Quelle voci sono diventate ancora più forti dopo il ritiro unilaterale di Israele da Gaza nel 2005, e le argomentazioni che sono seguite, insistendo sulla restituzione della terra ai palestinesi non sono riuscite a migliorare la sicurezza degli israeliani. Nel frattempo, mentre l’opinione pubblica generale si è spostata a destra, l’opposizione ha iniziato ad adottare parte del linguaggio dell’establishment di destra, su pace e sicurezza.
Oggi gli elettori di orientamento liberale, come i manifestanti antigovernativi, spesso si descrivono come “centristi”. Essere definiti “di sinistra” nell’era di Netanyahu è diventata una maledizione popolare, sinonimo di parole come “antipatriottico” o “traditore”.
In questo panorama politico frastagliato, torna Trump. Netanyahu e Trump non sono sempre andati d’accordo.
Non c’è niente di più spaventoso per Netanyahu di un comportamento imprevedibile. Ad esempio, nel suo precedente mandato, Trump ha imbarazzato il primo ministro israeliano di fronte alle telecamere, con una dichiarazione non concordata, in cui affermava di preferire la soluzione dei due stati, e ha sorpreso non poco Netanyahu.
A livello politico, i due leader sono ben assortiti. Trump è andato oltre qualsiasi altro recente presidente americano nel sostenere la visione sempre più di estrema destra di Netanyahu, per Israele. Durante il suo primo mandato, ha trasferito l’ambasciata americana a Gerusalemme, ha riconosciuto la sovranità israeliana sulle alture del Golan e ha normalizzato le relazioni con i vicini nel Medio Oriente più ampio, nonostante il rifiuto di Netanyahu di cedere sulla causa palestinese.

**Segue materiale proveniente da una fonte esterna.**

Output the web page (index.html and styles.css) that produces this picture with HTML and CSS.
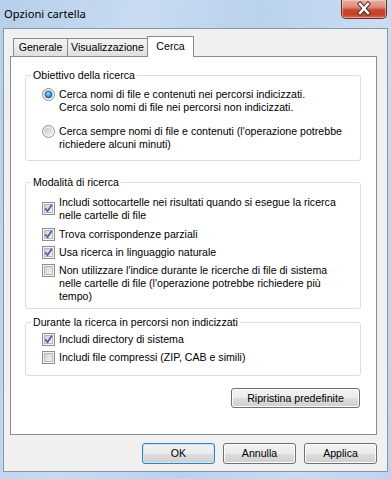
FILE: index.html
```html
<!DOCTYPE html>
<html lang="it">
<head>
    <meta charset="UTF-8">
    <title>Opzioni cartella</title>
    <link rel="stylesheet" href="styles.css">
</head>
<body>

    <div class="window">

        <!-- Title bar -->
        <div class="titlebar">
            <span class="title">Opzioni cartella</span>
            <div class="close-btn">
                <svg width="46" height="19" viewBox="0 0 46 19">
                    <path d="M19 5 L27 14 M27 5 L19 14" stroke="#4a2a26" stroke-width="4.2" stroke-linecap="square"/>
                    <path d="M19 5 L27 14 M27 5 L19 14" stroke="#ffffff" stroke-width="2.4" stroke-linecap="square"/>
                </svg>
            </div>
        </div>

        <!-- Client area -->
        <div class="client">

            <div class="tabs">
                <div class="tab tab-general">Generale</div>
                <div class="tab tab-view">Visualizzazione</div>
                <div class="tab tab-active">Cerca</div>
            </div>

            <div class="panel">

                <!-- Obiettivo della ricerca -->
                <div class="group group-target">
                    <div class="legend">Obiettivo della ricerca</div>
                    <div class="option opt-first">
                        <svg class="ctl" viewBox="0 0 13 13">
                            <circle cx="6.5" cy="6.5" r="6" fill="url(#ringBg)" stroke="#8e8f8f"/>
                            <circle cx="6.5" cy="6.5" r="3.6" fill="url(#radioDot)" stroke="#1f5b96" stroke-width="0.7"/>
                        </svg>
                        <span>Cerca nomi di file e contenuti nei percorsi indicizzati.<br>Cerca solo nomi di file nei percorsi non indicizzati.</span>
                    </div>
                    <div class="option opt-second">
                        <svg class="ctl" viewBox="0 0 13 13">
                            <circle cx="6.5" cy="6.5" r="6" fill="url(#ringBg)" stroke="#8e8f8f"/>
                            <circle cx="6.5" cy="6.5" r="4" fill="url(#radioOff)"/>
                        </svg>
                        <span>Cerca sempre nomi di file e contenuti (l'operazione potrebbe<br>richiedere alcuni minuti)</span>
                    </div>
                </div>

                <!-- Modalita di ricerca -->
                <div class="group group-mode">
                    <div class="legend">Modalità di ricerca</div>
                    <div class="option opt-sub">
                        <svg class="ctl ctl-mid" viewBox="0 0 13 13">
                            <rect x="0.5" y="0.5" width="12" height="12" fill="#f4f4f4" stroke="#8e8f8f"/>
                            <rect x="2.5" y="2.5" width="8" height="8" fill="url(#boxBg)" stroke="#b4b8bd"/>
                            <path d="M3.2 6.4 L5.6 9.2 L9.8 2.8" fill="none" stroke="#4a5e9a" stroke-width="1.7"/>
                        </svg>
                        <span>Includi sottocartelle nei risultati quando si esegue la ricerca<br>nelle cartelle di file</span>
                    </div>
                    <div class="option opt-partial">
                        <svg class="ctl" viewBox="0 0 13 13">
                            <rect x="0.5" y="0.5" width="12" height="12" fill="#f4f4f4" stroke="#8e8f8f"/>
                            <rect x="2.5" y="2.5" width="8" height="8" fill="url(#boxBg)" stroke="#b4b8bd"/>
                            <path d="M3.2 6.4 L5.6 9.2 L9.8 2.8" fill="none" stroke="#4a5e9a" stroke-width="1.7"/>
                        </svg>
                        <span>Trova corrispondenze parziali</span>
                    </div>
                    <div class="option opt-natural">
                        <svg class="ctl" viewBox="0 0 13 13">
                            <rect x="0.5" y="0.5" width="12" height="12" fill="#f4f4f4" stroke="#8e8f8f"/>
                            <rect x="2.5" y="2.5" width="8" height="8" fill="url(#boxBg)" stroke="#b4b8bd"/>
                            <path d="M3.2 6.4 L5.6 9.2 L9.8 2.8" fill="none" stroke="#4a5e9a" stroke-width="1.7"/>
                        </svg>
                        <span>Usa ricerca in linguaggio naturale</span>
                    </div>
                    <div class="option opt-index">
                        <svg class="ctl" viewBox="0 0 13 13">
                            <rect x="0.5" y="0.5" width="12" height="12" fill="#f4f4f4" stroke="#8e8f8f"/>
                            <rect x="2.5" y="2.5" width="8" height="8" fill="url(#boxBg)" stroke="#b4b8bd"/>
                        </svg>
                        <span>Non utilizzare l'indice durante le ricerche di file di sistema<br>nelle cartelle di file (l'operazione potrebbe richiedere più<br>tempo)</span>
                    </div>
                </div>

                <!-- Durante la ricerca in percorsi non indicizzati -->
                <div class="group group-nonindexed">
                    <div class="legend">Durante la ricerca in percorsi non indicizzati</div>
                    <div class="option opt-system">
                        <svg class="ctl" viewBox="0 0 13 13">
                            <rect x="0.5" y="0.5" width="12" height="12" fill="#f4f4f4" stroke="#8e8f8f"/>
                            <rect x="2.5" y="2.5" width="8" height="8" fill="url(#boxBg)" stroke="#b4b8bd"/>
                            <path d="M3.2 6.4 L5.6 9.2 L9.8 2.8" fill="none" stroke="#4a5e9a" stroke-width="1.7"/>
                        </svg>
                        <span>Includi directory di sistema</span>
                    </div>
                    <div class="option opt-zip">
                        <svg class="ctl" viewBox="0 0 13 13">
                            <rect x="0.5" y="0.5" width="12" height="12" fill="#f4f4f4" stroke="#8e8f8f"/>
                            <rect x="2.5" y="2.5" width="8" height="8" fill="url(#boxBg)" stroke="#b4b8bd"/>
                        </svg>
                        <span>Includi file compressi (ZIP, CAB e simili)</span>
                    </div>
                </div>

                <button class="btn btn-restore" type="button">Ripristina predefinite</button>
            </div>

            <!-- Dialog buttons -->
            <div class="dialog-buttons">
                <button class="btn btn-default" type="button">OK</button>
                <button class="btn" type="button">Annulla</button>
                <button class="btn" type="button">Applica</button>
            </div>
        </div>
    </div>

    <!-- shared gradients -->
    <svg class="defs" width="0" height="0">
        <defs>
            <linearGradient id="ringBg" x1="0" y1="0" x2="1" y2="1">
                <stop offset="0" stop-color="#e6e6e6"/>
                <stop offset="1" stop-color="#ffffff"/>
            </linearGradient>
            <linearGradient id="radioOff" x1="0" y1="0" x2="1" y2="1">
                <stop offset="0" stop-color="#c4c4c4"/>
                <stop offset="1" stop-color="#f2f2f2"/>
            </linearGradient>
            <radialGradient id="radioDot" cx="0.45" cy="0.4" r="0.6">
                <stop offset="0" stop-color="#b4e4fb"/>
                <stop offset="0.5" stop-color="#4c98dc"/>
                <stop offset="1" stop-color="#1d5c9c"/>
            </radialGradient>
            <linearGradient id="boxBg" x1="0" y1="0" x2="1" y2="1">
                <stop offset="0" stop-color="#cbcfd5"/>
                <stop offset="1" stop-color="#f7f7f7"/>
            </linearGradient>
        </defs>
    </svg>

</body>
</html>
```

FILE: styles.css
```css
* {
    box-sizing: border-box;
}

body {
    margin: 0;
    width: 391px;
    height: 479px;
    overflow: hidden;
    font-family: "Liberation Sans", Arial, sans-serif;
    font-size: 10.6px;
    color: #000;
    background-color: #c2d7ef;
}

/* Window frame */
.window {
    height: 479px;
    display: flex;
    flex-direction: column;
    padding: 0 3px 7px 3px;
    background: linear-gradient(100deg, #b6cfea 0%, #c8dbf1 30%, #bad2ec 55%, #c9dcf2 80%, #bed4ee 100%);
}

.titlebar {
    height: 28px;
    flex-shrink: 0;
    display: flex;
    justify-content: space-between;
    align-items: flex-start;
}

.title {
    font-family: "Noto Sans", "Liberation Sans", sans-serif;
    font-size: 11.2px;
    line-height: 16px;
    padding: 6px 0 0 1px;
    color: #000;
}

.close-btn {
    width: 46px;
    height: 19px;
    margin-right: 1px;
    border: 1px solid #6e2a21;
    border-top: none;
    border-radius: 0 0 5px 5px;
    background: linear-gradient(#eab0a4 0%, #dc8a78 40%, #c9482f 55%, #c4412a 80%, #d66a52 100%);
    box-shadow: inset 0 0 0 1px rgba(255, 220, 210, 0.5);
}

.close-btn svg {
    display: block;
    margin: -1px 0 0 -1px;
}

/* Client area */
.client {
    flex: 1;
    display: flex;
    flex-direction: column;
    background-color: #f0f0f0;
    border: 1px solid #8796ab;
    padding: 7px 10px 7px 6px;
}

/* Tabs */
.tabs {
    display: flex;
    align-items: flex-end;
    height: 21px;
    margin-bottom: -1px;
    padding-left: 3px;
    position: relative;
    z-index: 1;
}

.tab {
    height: 19px;
    margin-left: -1px;
    border: 1px solid #898c95;
    background: linear-gradient(#f3f3f3 0%, #ebebeb 50%, #dfdfdf 100%);
    line-height: 17px;
    text-align: center;
    white-space: nowrap;
}

.tab-general {
    width: 55px;
    margin-left: 0;
}

.tab-view {
    width: 81px;
}

.tab-active {
    width: 47px;
    height: 21px;
    border-bottom: none;
    background: #fff;
    line-height: 18px;
    padding-bottom: 2px;
}

/* Tab page */
.panel {
    height: 379px;
    display: flex;
    flex-direction: column;
    border: 1px solid #898c95;
    background-color: #fff;
    padding: 0 15px 0 14px;
}

.group {
    border: 1px solid #d5dfe5;
    border-radius: 3px;
    padding: 0 8px 0 16px;
}

.legend {
    width: fit-content;
    margin: -7px 0 0 -11px;
    padding: 0 2px;
    background-color: #fff;
    line-height: 13px;
    white-space: nowrap;
}

.option {
    display: flex;
    align-items: flex-start;
    gap: 4px;
    line-height: 13px;
    white-space: nowrap;
}

.ctl {
    flex-shrink: 0;
    width: 13px;
    height: 13px;
}

.ctl-mid {
    margin-top: 6px;
}

.group-target {
    margin-top: 18px;
    padding-bottom: 9px;
}

.opt-first {
    margin-top: 6px;
}

.opt-second {
    margin-top: 11px;
}

.group-mode {
    margin-top: 21px;
    padding-bottom: 5px;
}

.opt-sub {
    margin-top: 7px;
}

.opt-partial {
    margin-top: 6px;
}

.opt-natural,
.opt-index {
    margin-top: 5px;
}

.group-nonindexed {
    margin-top: 13px;
    padding-bottom: 11px;
}

.opt-system {
    margin-top: 4px;
}

.opt-zip {
    margin-top: 5px;
}

/* Buttons */
.btn {
    height: 21px;
    padding: 0;
    border: 1px solid #707070;
    border-radius: 3px;
    background: linear-gradient(#f2f2f2 0%, #ebebeb 50%, #dddddd 51%, #cfcfcf 100%);
    box-shadow: inset 0 0 0 1px #fcfcfc;
    font-family: inherit;
    font-size: inherit;
    color: #000;
    line-height: 19px;
}

.btn-restore {
    width: 129px;
    height: 20px;
    line-height: 18px;
    margin: 12px 1px 0 0;
    align-self: flex-end;
}

.dialog-buttons {
    display: flex;
    justify-content: flex-end;
    gap: 8px;
    margin-top: 8px;
}

.dialog-buttons .btn {
    width: 73px;
}

.btn-default {
    border-color: #3c7fb1;
    box-shadow: inset 0 0 0 1px #c5e6f8;
}

.defs {
    display: block;
    width: 0;
    height: 0;
}
```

“Le reazioni positive, in Israele, alla vittoria di Trump sono arrivate da coloro che credono che questa sia un’eccellente svolta per Netanyahu. Esiste però anche il desiderio che la tensione nelle loro relazioni personali possa esercitare una certa pressione su Netanyahu per calmare la sua volontà di un’ escalation regionale”. Ma per contrastare l’agenda anti-palestinese di Netanyahu, secondo Landau, “la sua amministrazione non può essere la risposta. Israele ha bisogno di un’opposizione più solida”.

La visione fondamentale di entrambi i leader è quella di smantellare il vecchio ordine liberale e le sue istituzioni all’interno dei loro paesi. Entrambi vogliono vedere il declino di quell’ordine liberale e, a quanto pare, del diritto internazionale, a livello multilaterale. “Entrambi sono nazionalisti e xenofobi”, scrive sempre sul NYT il vicedirettore di Haaretz..

“Secondo loro, la democrazia sembra significare sottomissione e subordinazione completa al leader eletto. Anche se Trump aiutasse a fermare la guerra a Gaza, i dettagli di qualsiasi accordo potrebbero rivelarsi dolorosi”.
Dopo che la sua amministrazione ha dichiarato durante il suo precedente mandato che gli insediamenti in Cisgiordania non sono illegali e la nuova amministrazione ha nominato un ambasciatore nella regione che nega che ci sia un’occupazione, non è impossibile immaginare Trump che effettivamente consente a Israele di creare di nuovo insediamenti a nord di Gaza.

“La prospettiva di un Bibi incoraggiato, in debito con una coalizione religiosa di estrema destra e che lavora insieme a una seconda amministrazione Trump più estrema, è una cattiva notizia”, afferma Landau.

“In questa parte del mondo, conclude, i cessate il fuoco saranno sempre temporanei. Solo un governo israeliano guidato da una vera opposizione ideologica, che non tema il partenariato politico arabo-ebraico e sostenga la soluzione dei due stati, può far uscire Israele dal suo percorso attuale e indirizzarlo verso una pace duratura e sostenibile in Medio Oriente”.